On Tuesday, KeyBanc Capital Markets maintained its Overweight rating on Spotify Technology SA (NYSE:SPOT), while increasing the stock's price target from $410.00 to $420.00. The adjustment follows the company's second-quarter results, which bolstered the analyst's view of an upcoming improvement in margins and free cash flow (FCF).
The analyst's revised forecast anticipates Spotify to achieve free cash flow of €2.4 billion in 2025 and €2.9 billion in 2026. Although there has been a slowdown in monthly active users (MAUs), particularly in developing nations, the firm believes concerns over a potential drop-off in Premium Subscribers should be considered within the broader context. Notably, marketing expenses have decreased year over year, which could offset the impact of the MAU shortfall.

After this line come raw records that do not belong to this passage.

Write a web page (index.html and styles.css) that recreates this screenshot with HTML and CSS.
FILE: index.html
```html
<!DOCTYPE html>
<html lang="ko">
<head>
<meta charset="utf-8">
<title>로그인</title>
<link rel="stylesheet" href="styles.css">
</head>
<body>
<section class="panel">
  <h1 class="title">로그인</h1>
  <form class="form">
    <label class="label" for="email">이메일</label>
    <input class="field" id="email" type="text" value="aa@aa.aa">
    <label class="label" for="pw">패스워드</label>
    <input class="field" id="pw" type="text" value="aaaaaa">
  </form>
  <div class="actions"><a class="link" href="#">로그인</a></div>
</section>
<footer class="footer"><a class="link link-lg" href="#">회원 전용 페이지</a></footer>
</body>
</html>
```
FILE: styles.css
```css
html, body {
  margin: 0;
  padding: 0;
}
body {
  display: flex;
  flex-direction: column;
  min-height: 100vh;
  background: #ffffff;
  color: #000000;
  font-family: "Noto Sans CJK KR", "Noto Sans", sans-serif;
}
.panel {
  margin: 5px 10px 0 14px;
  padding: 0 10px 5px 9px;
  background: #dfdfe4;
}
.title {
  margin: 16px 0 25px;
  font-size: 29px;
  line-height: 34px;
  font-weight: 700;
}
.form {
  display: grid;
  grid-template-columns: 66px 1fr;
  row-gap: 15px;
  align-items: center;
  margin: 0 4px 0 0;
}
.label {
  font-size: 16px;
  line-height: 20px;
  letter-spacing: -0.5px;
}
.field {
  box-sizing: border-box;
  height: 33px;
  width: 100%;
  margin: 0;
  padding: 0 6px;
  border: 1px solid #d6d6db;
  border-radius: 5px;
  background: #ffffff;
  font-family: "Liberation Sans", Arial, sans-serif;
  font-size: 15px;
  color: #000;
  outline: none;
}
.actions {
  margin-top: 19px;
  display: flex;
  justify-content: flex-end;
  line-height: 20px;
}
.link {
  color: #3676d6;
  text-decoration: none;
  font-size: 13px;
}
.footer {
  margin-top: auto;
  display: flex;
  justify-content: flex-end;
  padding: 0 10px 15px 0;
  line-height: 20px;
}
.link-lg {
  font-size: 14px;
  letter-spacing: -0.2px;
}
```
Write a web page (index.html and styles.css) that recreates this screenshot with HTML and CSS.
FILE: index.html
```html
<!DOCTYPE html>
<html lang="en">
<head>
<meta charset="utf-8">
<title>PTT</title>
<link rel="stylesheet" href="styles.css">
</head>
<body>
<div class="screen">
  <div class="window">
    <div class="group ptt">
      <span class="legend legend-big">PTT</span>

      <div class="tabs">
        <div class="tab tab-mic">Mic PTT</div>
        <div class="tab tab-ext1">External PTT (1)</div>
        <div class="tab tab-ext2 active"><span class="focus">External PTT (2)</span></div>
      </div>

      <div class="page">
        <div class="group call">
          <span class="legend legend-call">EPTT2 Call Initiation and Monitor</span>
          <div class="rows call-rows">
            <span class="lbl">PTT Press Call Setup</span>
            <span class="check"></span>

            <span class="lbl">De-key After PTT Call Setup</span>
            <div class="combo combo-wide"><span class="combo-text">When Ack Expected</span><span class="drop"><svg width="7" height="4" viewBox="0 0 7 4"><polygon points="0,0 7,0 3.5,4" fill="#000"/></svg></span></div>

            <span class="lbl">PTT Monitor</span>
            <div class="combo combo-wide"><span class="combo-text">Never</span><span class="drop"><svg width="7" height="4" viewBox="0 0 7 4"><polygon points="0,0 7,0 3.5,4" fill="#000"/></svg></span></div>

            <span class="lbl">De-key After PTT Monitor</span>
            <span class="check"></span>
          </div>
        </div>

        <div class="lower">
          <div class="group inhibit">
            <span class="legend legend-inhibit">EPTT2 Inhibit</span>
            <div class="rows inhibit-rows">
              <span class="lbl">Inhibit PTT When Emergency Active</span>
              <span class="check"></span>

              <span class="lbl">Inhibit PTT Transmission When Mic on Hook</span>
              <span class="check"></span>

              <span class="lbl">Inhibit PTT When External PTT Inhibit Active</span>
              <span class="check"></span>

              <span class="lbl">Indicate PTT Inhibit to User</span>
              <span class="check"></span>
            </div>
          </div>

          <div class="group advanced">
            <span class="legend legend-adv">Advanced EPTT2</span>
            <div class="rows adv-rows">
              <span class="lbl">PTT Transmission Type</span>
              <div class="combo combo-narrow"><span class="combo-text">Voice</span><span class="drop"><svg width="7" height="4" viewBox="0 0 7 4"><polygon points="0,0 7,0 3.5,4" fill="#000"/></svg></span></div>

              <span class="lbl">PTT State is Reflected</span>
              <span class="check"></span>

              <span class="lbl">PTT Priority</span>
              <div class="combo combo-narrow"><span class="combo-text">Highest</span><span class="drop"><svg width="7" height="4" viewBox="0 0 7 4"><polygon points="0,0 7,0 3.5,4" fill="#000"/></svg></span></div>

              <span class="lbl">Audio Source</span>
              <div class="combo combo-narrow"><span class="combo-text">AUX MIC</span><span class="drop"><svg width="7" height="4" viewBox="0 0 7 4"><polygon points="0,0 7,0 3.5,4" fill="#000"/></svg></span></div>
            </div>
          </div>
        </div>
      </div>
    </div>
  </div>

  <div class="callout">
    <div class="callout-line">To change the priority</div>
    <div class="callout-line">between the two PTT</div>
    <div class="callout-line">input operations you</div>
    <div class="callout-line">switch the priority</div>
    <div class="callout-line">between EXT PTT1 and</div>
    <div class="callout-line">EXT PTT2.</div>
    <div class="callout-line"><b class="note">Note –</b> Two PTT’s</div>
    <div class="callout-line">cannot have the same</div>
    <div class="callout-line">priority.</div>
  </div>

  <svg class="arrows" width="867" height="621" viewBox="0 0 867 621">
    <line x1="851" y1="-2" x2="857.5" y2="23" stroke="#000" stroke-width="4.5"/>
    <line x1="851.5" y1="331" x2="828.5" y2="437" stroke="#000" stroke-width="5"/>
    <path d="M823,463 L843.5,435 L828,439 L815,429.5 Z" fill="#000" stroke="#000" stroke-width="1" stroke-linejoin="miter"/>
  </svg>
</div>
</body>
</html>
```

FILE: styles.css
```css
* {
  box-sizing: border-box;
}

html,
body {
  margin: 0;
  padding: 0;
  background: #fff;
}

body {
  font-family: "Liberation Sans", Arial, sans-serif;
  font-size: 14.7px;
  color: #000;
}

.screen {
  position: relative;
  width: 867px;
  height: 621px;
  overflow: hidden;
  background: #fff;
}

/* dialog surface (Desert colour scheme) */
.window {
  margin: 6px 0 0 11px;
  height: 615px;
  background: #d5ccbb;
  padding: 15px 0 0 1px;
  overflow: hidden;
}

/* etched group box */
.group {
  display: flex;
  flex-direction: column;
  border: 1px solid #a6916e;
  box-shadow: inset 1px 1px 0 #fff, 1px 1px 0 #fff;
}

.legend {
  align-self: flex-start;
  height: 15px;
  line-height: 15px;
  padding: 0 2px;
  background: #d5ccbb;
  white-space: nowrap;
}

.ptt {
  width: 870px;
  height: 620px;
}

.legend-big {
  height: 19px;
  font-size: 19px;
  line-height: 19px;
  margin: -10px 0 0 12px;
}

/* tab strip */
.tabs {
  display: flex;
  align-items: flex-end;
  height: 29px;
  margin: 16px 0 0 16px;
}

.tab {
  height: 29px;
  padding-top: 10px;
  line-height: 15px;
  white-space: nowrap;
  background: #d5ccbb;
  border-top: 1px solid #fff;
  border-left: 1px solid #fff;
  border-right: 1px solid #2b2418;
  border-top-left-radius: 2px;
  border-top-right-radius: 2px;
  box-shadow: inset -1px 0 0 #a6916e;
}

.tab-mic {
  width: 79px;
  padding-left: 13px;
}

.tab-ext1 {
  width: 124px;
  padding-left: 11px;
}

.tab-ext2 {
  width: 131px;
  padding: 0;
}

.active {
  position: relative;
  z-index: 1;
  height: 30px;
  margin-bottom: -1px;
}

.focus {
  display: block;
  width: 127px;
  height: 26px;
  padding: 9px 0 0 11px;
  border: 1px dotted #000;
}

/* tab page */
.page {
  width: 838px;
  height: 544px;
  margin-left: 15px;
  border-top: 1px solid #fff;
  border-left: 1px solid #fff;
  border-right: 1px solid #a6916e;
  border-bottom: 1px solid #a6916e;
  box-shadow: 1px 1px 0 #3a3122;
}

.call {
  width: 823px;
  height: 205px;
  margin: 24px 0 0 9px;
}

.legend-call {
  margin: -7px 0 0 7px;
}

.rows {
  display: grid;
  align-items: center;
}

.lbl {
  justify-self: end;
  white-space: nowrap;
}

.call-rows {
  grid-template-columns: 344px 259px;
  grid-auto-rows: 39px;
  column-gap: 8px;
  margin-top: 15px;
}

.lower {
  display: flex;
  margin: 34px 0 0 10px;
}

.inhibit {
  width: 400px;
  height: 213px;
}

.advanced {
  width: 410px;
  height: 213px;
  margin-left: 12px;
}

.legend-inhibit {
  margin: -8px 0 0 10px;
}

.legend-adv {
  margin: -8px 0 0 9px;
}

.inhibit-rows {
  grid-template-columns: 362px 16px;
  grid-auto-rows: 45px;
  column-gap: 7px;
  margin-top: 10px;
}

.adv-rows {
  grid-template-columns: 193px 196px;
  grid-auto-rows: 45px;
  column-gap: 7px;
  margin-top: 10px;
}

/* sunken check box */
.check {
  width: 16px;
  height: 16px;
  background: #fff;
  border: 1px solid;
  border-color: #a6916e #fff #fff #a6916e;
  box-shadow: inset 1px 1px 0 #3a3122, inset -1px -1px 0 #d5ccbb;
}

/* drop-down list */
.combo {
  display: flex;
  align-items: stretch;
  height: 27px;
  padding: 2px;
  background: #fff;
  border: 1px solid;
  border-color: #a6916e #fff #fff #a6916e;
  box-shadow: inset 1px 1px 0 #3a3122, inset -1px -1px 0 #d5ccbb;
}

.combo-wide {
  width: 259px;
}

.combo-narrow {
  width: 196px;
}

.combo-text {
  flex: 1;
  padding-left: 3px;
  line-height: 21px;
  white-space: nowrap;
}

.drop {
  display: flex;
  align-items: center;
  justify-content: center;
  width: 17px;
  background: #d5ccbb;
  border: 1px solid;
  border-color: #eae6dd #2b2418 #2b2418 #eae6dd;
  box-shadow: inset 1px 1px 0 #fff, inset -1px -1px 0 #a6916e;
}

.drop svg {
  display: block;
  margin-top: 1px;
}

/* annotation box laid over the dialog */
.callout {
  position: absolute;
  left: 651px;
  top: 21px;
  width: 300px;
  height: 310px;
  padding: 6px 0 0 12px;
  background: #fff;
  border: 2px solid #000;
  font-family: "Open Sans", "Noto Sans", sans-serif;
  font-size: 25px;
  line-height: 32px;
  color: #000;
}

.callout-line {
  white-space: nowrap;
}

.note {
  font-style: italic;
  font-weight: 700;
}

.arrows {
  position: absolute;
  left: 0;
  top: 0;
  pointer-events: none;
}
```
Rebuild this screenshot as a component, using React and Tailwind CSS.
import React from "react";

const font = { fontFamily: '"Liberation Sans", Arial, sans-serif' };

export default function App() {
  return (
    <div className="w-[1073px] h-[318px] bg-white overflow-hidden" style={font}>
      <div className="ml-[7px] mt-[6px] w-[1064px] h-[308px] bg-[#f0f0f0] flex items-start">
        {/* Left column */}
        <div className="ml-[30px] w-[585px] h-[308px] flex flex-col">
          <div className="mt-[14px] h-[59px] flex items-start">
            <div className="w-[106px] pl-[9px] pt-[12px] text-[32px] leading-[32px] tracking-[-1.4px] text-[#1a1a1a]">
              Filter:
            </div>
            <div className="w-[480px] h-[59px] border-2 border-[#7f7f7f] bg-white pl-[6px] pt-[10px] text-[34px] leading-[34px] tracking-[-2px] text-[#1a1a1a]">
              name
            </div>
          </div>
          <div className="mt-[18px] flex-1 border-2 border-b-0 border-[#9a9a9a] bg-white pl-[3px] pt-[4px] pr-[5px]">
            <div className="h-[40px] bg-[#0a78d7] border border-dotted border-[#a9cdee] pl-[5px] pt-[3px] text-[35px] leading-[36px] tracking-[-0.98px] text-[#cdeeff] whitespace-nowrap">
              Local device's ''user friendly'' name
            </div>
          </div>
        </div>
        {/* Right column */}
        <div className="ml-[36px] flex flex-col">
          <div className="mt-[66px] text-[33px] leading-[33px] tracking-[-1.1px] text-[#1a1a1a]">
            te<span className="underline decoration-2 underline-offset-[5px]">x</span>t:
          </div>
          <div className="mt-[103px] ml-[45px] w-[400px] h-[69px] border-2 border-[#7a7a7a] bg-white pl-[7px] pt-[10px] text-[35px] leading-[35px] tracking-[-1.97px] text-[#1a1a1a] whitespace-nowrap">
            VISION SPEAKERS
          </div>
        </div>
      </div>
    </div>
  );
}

Spotify's ability to expand its audience through product enhancements and strategic partnerships was also highlighted as a positive factor. These initiatives are expected to contribute to the company's sustained growth, with projections of mid-teen percentage increases over the next few years.
The valuation of Spotify's stock was based on a multiple of 4.1 times the company's estimated enterprise value to sales (EV/S) and 31.6 times its estimated enterprise value to free cash flow (EV/FCF) for the year 2025. The raised price target reflects confidence in Spotify's financial trajectory and its potential for continued growth in the competitive streaming market.
In other recent news, Spotify Technology SA's second-quarter earnings revealed mixed results, with revenues slightly below market expectations, but gross margins and operating income surpassing anticipated figures. Despite a modest increase in premium subscribers, the company's monthly active users (MAUs) were lower than predicted. For the third quarter of 2024, Spotify's guidance suggests gross margins and operating income will exceed consensus estimates, while the forecast for MAUs is less optimistic.
In response to these developments, Citi has maintained its Neutral stance on Spotify, while Piper Sandler, Goldman Sachs, and UBS have also expressed neutral to positive outlooks on the company. Deutsche Bank has indicated optimism about Spotify's market trends, particularly in light of robust listenership figures.
Spotify's recent financial performance and future outlook reflect the company's current market position. With the guidance provided for the next quarter, investors and market watchers will be keeping a close eye on the company's ability to meet or exceed these expectations. The company's recent strategic moves, including the introduction of a new basic streaming service in the U.S., are expected to enhance Spotify's financial performance and market position. These are the recent developments in Spotify's ongoing efforts to expand its services and improve its financial performance.